The U.S. Court of Appeals for the Ninth Circuit ruled in favor of the plaintiffs in 2019. The appeals court said that a provision of the Foreign Intelligence Surveillance Act of 1978, or FISA, established procedures for considering national security information and that the trial judge should have used them instead of dismissing the case after the government invoked the state secrets doctrine.

“Congress intended FISA to displace the state secrets privilege,” Judge Marsha S. Berzon wrote for a unanimous three-judge panel of the appeals court.

Justice Samuel A. Alito Jr., writing for the court, said that was an improper reading of FISA. There was no indication, he wrote, that Congress had meant to affect the privilege.

“FISA makes no reference to the state secrets privilege,” he wrote. “It neither mentions the privilege by name nor uses any identifiable synonym, and its only reference to the subject of privilege reflects a desire to avoid the alteration of privilege law.”

The statute, moreover, serves a different purpose than the privilege, he wrote. Under FISA, he wrote, “the central question is the lawfulness of surveillance.”

But, he added, “we have never suggested that an assertion of the state secrets privilege can be defeated by showing that the evidence was unlawfully obtained.”

Justice Alito wrote that several important questions remained to be decided by the appeals court in the case, F.B.I. v.

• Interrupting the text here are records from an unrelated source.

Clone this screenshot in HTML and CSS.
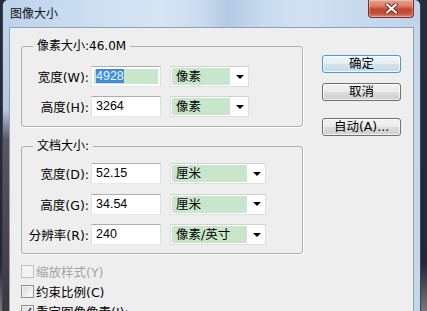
FILE: index.html
```html
<!DOCTYPE html>
<html lang="zh-CN">
<head>
    <meta charset="UTF-8">
    <meta name="viewport" content="width=device-width, initial-scale=1.0">
    <title>图像大小</title>
    <link rel="stylesheet" href="styles.css">
</head>
<body>
    <div class="window">
        <div class="titlebar">
            <span class="title">图像大小</span>
            <button type="button" class="close">
                <svg width="13" height="11" viewBox="0 0 13 11">
                    <path d="M2 1.5 L11 9.5 M11 1.5 L2 9.5" stroke="#6a2b25" stroke-width="4" stroke-linecap="round"/>
                    <path d="M2 1.5 L11 9.5 M11 1.5 L2 9.5" stroke="#fff" stroke-width="2.2" stroke-linecap="round"/>
                </svg>
            </button>
        </div>
        <div class="client">
            <div class="main">
                <fieldset class="group">
                    <legend>像素大小:46.0M</legend>
                    <div class="rows">
                        <div class="row">
                            <label>宽度(W):</label>
                            <div class="field field-hl"><span class="sel">4928</span></div>
                            <div class="combo"><span class="combo-val">像素</span><span class="combo-btn"><i class="arrow"></i></span></div>
                        </div>
                        <div class="row">
                            <label>高度(H):</label>
                            <div class="field">3264</div>
                            <div class="combo"><span class="combo-val">像素</span><span class="combo-btn"><i class="arrow"></i></span></div>
                        </div>
                    </div>
                </fieldset>

                <fieldset class="group group-doc">
                    <legend>文档大小:</legend>
                    <div class="rows">
                        <div class="row">
                            <label>宽度(D):</label>
                            <div class="field">52.15</div>
                            <div class="combo combo-wide"><span class="combo-val">厘米</span><span class="combo-btn"><i class="arrow"></i></span></div>
                        </div>
                        <div class="row">
                            <label>高度(G):</label>
                            <div class="field">34.54</div>
                            <div class="combo combo-wide"><span class="combo-val">厘米</span><span class="combo-btn"><i class="arrow"></i></span></div>
                        </div>
                        <div class="row">
                            <label>分辨率(R):</label>
                            <div class="field">240</div>
                            <div class="combo combo-wide"><span class="combo-val">像素/英寸</span><span class="combo-btn"><i class="arrow"></i></span></div>
                        </div>
                    </div>
                </fieldset>

                <div class="checks">
                    <div class="check disabled"><span class="box"></span><span>缩放样式(Y)</span></div>
                    <div class="check"><span class="box"></span><span>约束比例(C)</span></div>
                    <div class="check">
                        <span class="box">
                            <svg width="11" height="11" viewBox="0 0 11 11"><path d="M2 5.5 L4.5 8.5 L9 2" fill="none" stroke="#3b4f7a" stroke-width="1.8"/></svg>
                        </span>
                        <span>重定图像像素(I):</span>
                    </div>
                </div>
            </div>

            <div class="buttons">
                <button type="button" class="btn btn-default">确定</button>
                <button type="button" class="btn">取消</button>
                <button type="button" class="btn btn-auto">自动(A)...</button>
            </div>
        </div>
    </div>
</body>
</html>
```

FILE: styles.css
```css
*{
    margin: 0;
    padding: 0;
    box-sizing: border-box;
}
body{
    width: 427px;
    height: 311px;
    overflow: hidden;
    background: linear-gradient(to bottom, #262c3b 0, #232838 85%, #7a777d 100%);
    font-family: "DejaVu Sans", "Noto Sans CJK SC", sans-serif;
    font-size: 12.5px;
    color: #000;
}
.window{
    margin-left: 2px;
    width: 419px;
    height: 340px;
    border: 1px solid #3a4352;
    border-top: none;
    border-bottom: none;
    border-radius: 6px 6px 0 0;
    padding: 0 6px;
    display: flex;
    flex-direction: column;
    background:
        linear-gradient(to bottom, #c6d9ee 0, #b4c7dc 110px, #5a5661 140px, #3b3136 100%) left top / 6px 100% no-repeat,
        #c3d6eb;
}
.titlebar{
    height: 27px;
    margin: 0 -6px;
    padding: 0 6px 0 7px;
    display: flex;
    justify-content: space-between;
    align-items: flex-start;
    background:
        linear-gradient(to right, #bcd2ea 0, #c8dbef 15%, #d6e5f3 38%, #cadcef 47%, #b3cae4 54%, #c6d9ee 62%, #d2e2f2 72%, #c9dbee 82%, #bed3ea 100%);
    border-radius: 6px 6px 0 0;
}
.title{
    font-family: "Noto Sans CJK SC", sans-serif;
    font-size: 12px;
    line-height: 14px;
    margin-top: 6px;
    color: #111;
}
.close{
    width: 46px;
    height: 18px;
    border: 1px solid #70312a;
    border-top: none;
    border-radius: 0 0 4px 4px;
    background: linear-gradient(to bottom, #e6a08d 0, #d88069 35%, #c4452f 55%, #c9513a 80%, #e08a72 100%);
    box-shadow: inset 0 0 0 1px rgba(255,255,255,.3);
    display: flex;
    align-items: center;
    justify-content: center;
}
.client{
    flex: 1;
    background: #eeeeee;
    border: 1px solid #8fa1b7;
    border-bottom: none;
    display: flex;
    gap: 19px;
    padding: 10px 0 0 11px;
}
.main{
    width: 282px;
}
.group{
    border: 1px solid #b0b0b0;
    border-radius: 3px;
    box-shadow: 1px 1px 0 #fff;
    min-width: 0;
}
.group legend{
    margin-left: 11px;
    padding: 0 4px;
    font-size: 12px;
    line-height: 16px;
}
.rows{
    display: flex;
    flex-direction: column;
    gap: 9px;
    padding: 12px 0 9px;
}
.group-doc{
    margin-top: 11px;
}
.group-doc .rows{
    gap: 9.5px;
    padding: 9px 0 8px;
}
.row{
    display: flex;
    align-items: center;
    height: 21px;
}
.row label{
    width: 67px;
    margin-right: 2px;
    text-align: right;
    white-space: nowrap;
}
.field{
    width: 70px;
    height: 21px;
    margin-right: 9px;
    border: 1px solid;
    border-color: #abadb3 #dbdfe6 #e3e9ef #e2e3ea;
    background: #fff;
    padding-left: 4px;
    font-family: "Liberation Sans", sans-serif;
    font-size: 12.5px;
    line-height: 19px;
}
.field-hl{
    background: #c8e6c9;
    box-shadow: inset 0 0 0 2px #fff;
}
.sel{
    background: #3f8cdb;
    color: #eef4ff;
}
.combo{
    width: 79px;
    height: 21px;
    border: 1px solid #dcdee2;
    border-top-color: #cfd1d5;
    background: #fff;
    padding: 1px;
    display: flex;
}
.combo-wide{
    width: 96px;
}
.combo-val{
    flex: 1;
    background: #c8e6c9;
    padding-left: 4px;
    line-height: 17px;
    white-space: nowrap;
}
.combo-btn{
    width: 17px;
    display: flex;
    align-items: center;
    justify-content: center;
}
.arrow{
    width: 0;
    height: 0;
    border-left: 4px solid transparent;
    border-right: 4px solid transparent;
    border-top: 4px solid #000;
    margin-left: 3px;
}
.checks{
    margin-top: 7px;
    display: flex;
    flex-direction: column;
}
.check{
    display: flex;
    align-items: center;
    gap: 2px;
    height: 20px;
    white-space: nowrap;
}
.box{
    width: 13px;
    height: 13px;
    border: 1px solid #8e8f8f;
    background: linear-gradient(135deg, #d6d6d6, #ffffff);
    box-shadow: inset 0 0 0 1px #f2f2f2;
    display: flex;
    align-items: center;
    justify-content: center;
}
.disabled{
    color: #a4a4a4;
}
.disabled .box{
    border-color: #c2c2c2;
    background: #f4f4f4;
}
.buttons{
    margin-top: 17px;
    display: flex;
    flex-direction: column;
    width: 79px;
}
.btn{
    width: 79px;
    height: 18px;
    border: 1px solid #707070;
    border-radius: 3px;
    background: linear-gradient(to bottom, #f2f2f2 0, #ebebeb 50%, #dddddd 50%, #cfcfcf 100%);
    box-shadow: inset 0 0 0 1px rgba(255,255,255,.7);
    font-family: "DejaVu Sans", "Noto Sans CJK SC", sans-serif;
    font-size: 12.5px;
    line-height: 16px;
    color: #000;
    text-align: center;
    margin-top: 10px;
}
.btn-default{
    margin-top: 0;
    border-color: #3c9fd4;
    background: linear-gradient(to bottom, #eef5fa 0, #e2edf5 50%, #d3e2ee 50%, #c7d9e7 100%);
}
.btn-auto{
    margin-top: 17px;
}
```
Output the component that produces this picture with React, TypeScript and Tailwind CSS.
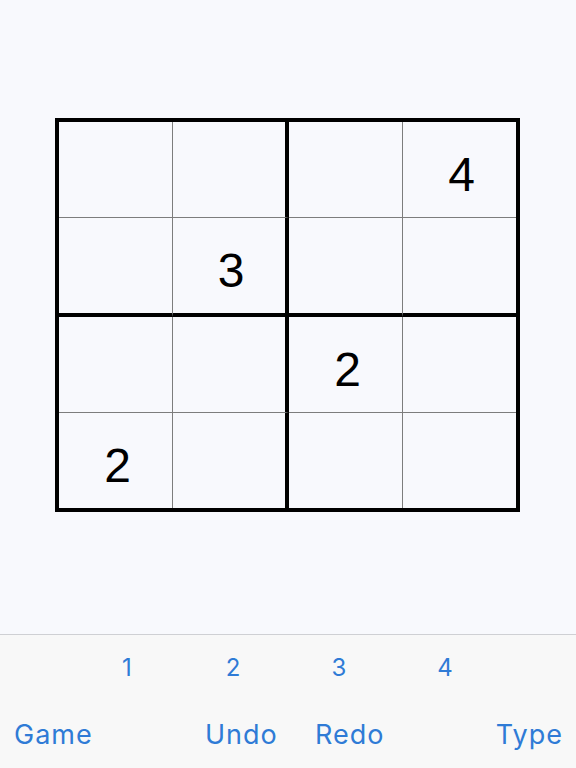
import React from "react";

const grid: (number | null)[][] = [
  [null, null, null, 4],
  [null, 3, null, null],
  [null, null, 2, null],
  [2, null, null, null],
];

const colW = ["w-[114px]", "w-[116px]", "w-[114px]", "w-[113px]"];
const colB = ["border-r border-r-[#7d7d7d]", "border-r-4 border-r-black", "border-r border-r-[#7d7d7d]", ""];
const rowH = ["h-[96px]", "h-[99px]", "h-[96px]", "h-[95px]"];
const rowB = ["border-b border-b-[#7d7d7d]", "border-b-4 border-b-black", "border-b border-b-[#7d7d7d]", ""];

export default function App() {
  return (
    <div
      className="w-[576px] h-[768px] bg-[#f8f9fd] flex flex-col overflow-hidden"
      style={{ fontFamily: '"Liberation Sans", Arial, sans-serif' }}
    >
      <div className="h-[634px] pt-[118px] pl-[55px]">
        <div className="w-[465px] h-[394px] border-4 border-black flex flex-col">
          {grid.map((row, r) => (
            <div key={r} className="flex">
              {row.map((v, c) => (
                <div
                  key={c}
                  className={`${colW[c]} ${rowH[r]} ${colB[c]} ${rowB[r]} flex items-center justify-center pt-[10px] pl-[4px] text-[48px] leading-none text-black`}
                >
                  {v ?? ""}
                </div>
              ))}
            </div>
          ))}
        </div>
      </div>
      <div
        className="flex-1 border-t border-t-[#cfd0d4] bg-[#f8f8f8] text-[#2f7bd6] flex flex-col"
        style={{ fontFamily: 'Inter, "Liberation Sans", sans-serif' }}
      >
        <div className="flex pl-[74px] pt-[21px] h-[68px] text-[24px] leading-none">
          <div className="w-[106px] text-center">1</div>
          <div className="w-[106px] text-center">2</div>
          <div className="w-[106px] text-center">3</div>
          <div className="w-[106px] text-center">4</div>
        </div>
        <div className="flex items-start pt-[18px] text-[27px] tracking-[1px] leading-none">
          <div className="w-[205px] pl-[14px]">Game</div>
          <div className="w-[110px]">Undo</div>
          <div className="w-[110px]">Redo</div>
          <div className="flex-1 text-right pr-[13px]">Type</div>
        </div>
      </div>
    </div>
  );
}
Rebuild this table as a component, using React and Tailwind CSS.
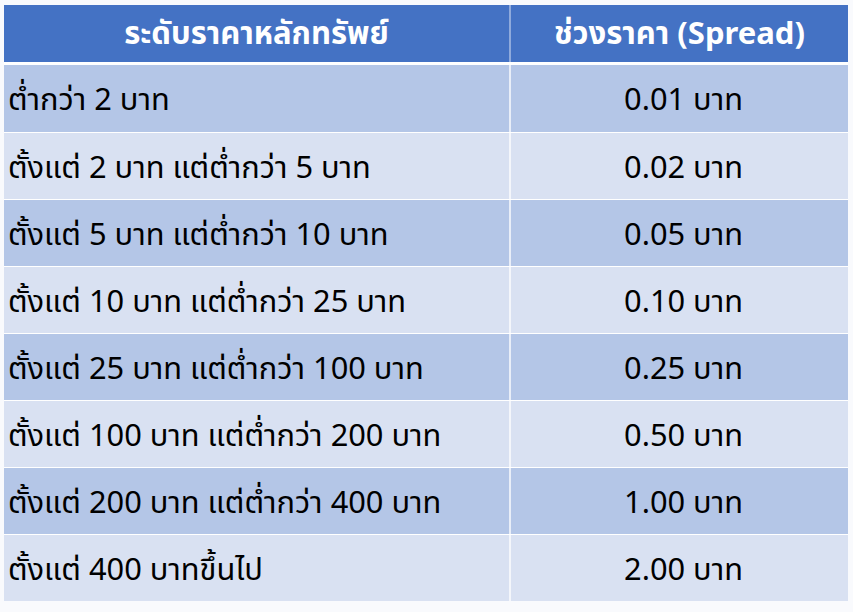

Fazaga, No. 20-828, including the fundamental one of whether the state secrets privilege applies.

Brian R. Frazelle, a lawyer with the Constitutional Accountability Center, which filed a brief supporting the Muslim men subjected to surveillance, said the ruling could have been worse.

“While we are disappointed that the court did not recognize that FISA displaces the state secrets privilege,” he said in a statement, “we’re relieved that the court stopped there, leaving other questions open in a way that may allow for accountability in this and other cases.”